Rapid, ultra-sensitive detection of gas phase elemental mercury under atmospheric conditions using sequential two-photon laser induced fluorescence

We have examined the sensitivity of sequential two photon laser induced fluorescence (LIF) detection of elemental mercury, Hg(0) in the gas phase. The most sensitive approach involves an initial laser excitation of the 6(3)P1-6(1)S0 transition at 253.7 nm, followed by excitation with a second laser to the 7(1)S0 level. Blue shifted fluorescence is observed on the 6(1)P1-6(1)S0 transition at 184.9 nm. The excitation scheme, involving sequential excitation of two atomic transitions, followed by detection of the emission from a third is extremely specific and precludes detection of anything other than atomic mercury. Using our 10 Hz laser system we have achieved a detection sensitivity of 0.1 ng m(-3) at a sampling rate of 0.1 Hz, i.e. averaging 100 laser shots at a pressure of one atmosphere in air. At low concentrations we sampled simultaneously with an automated mercury analyzer (Tekran 2537A), to ensure accuracy.

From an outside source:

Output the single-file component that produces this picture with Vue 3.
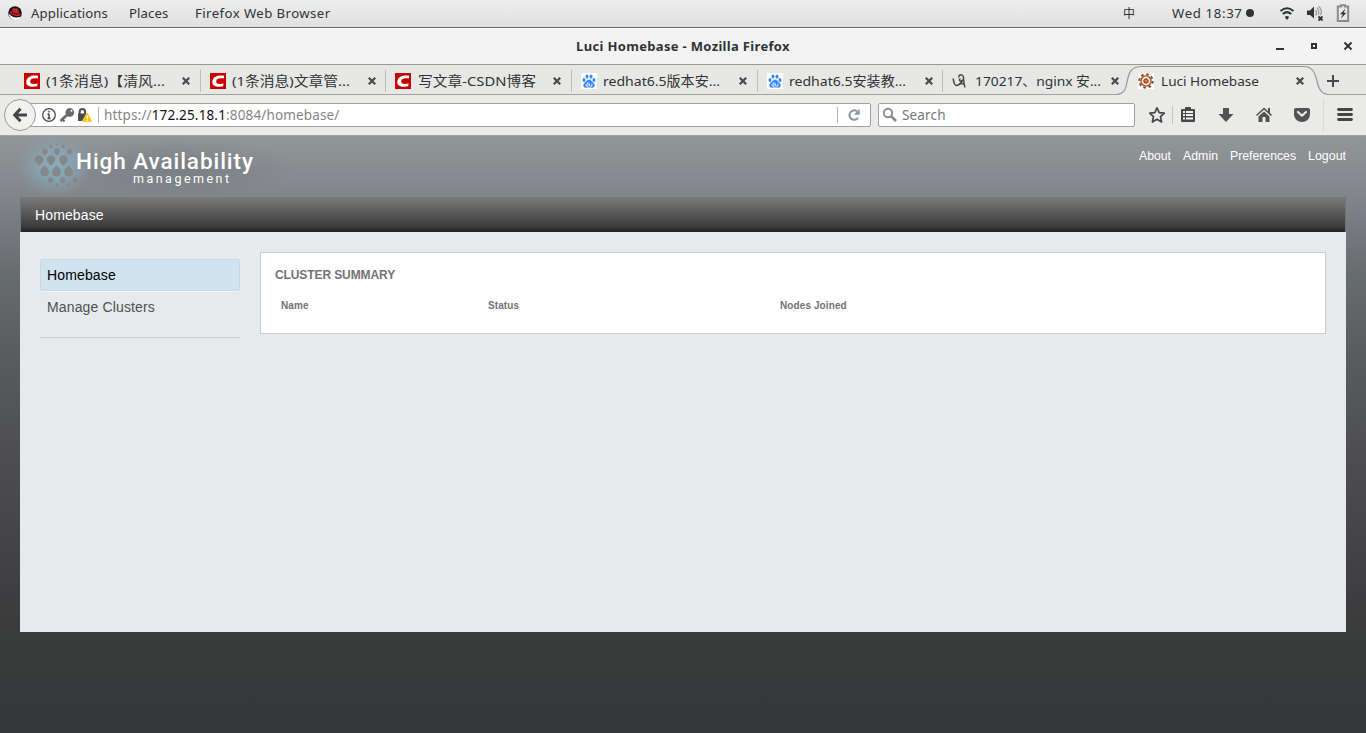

We have examined the linearity of the technique, generating flows containing mercury concentrations between 1 and 10,000 ng m(-3) using a permeation tube and dynamic dilution, but relying on the concentrations given by the Tekran at low levels and the concentration calculated from dilution at high levels. We find that the detection is linear over the five orders of magnitude that we were able to vary the concentration. Our measured detection limits in He and Ar are much lower as these gases are inefficient fluorescence quenchers.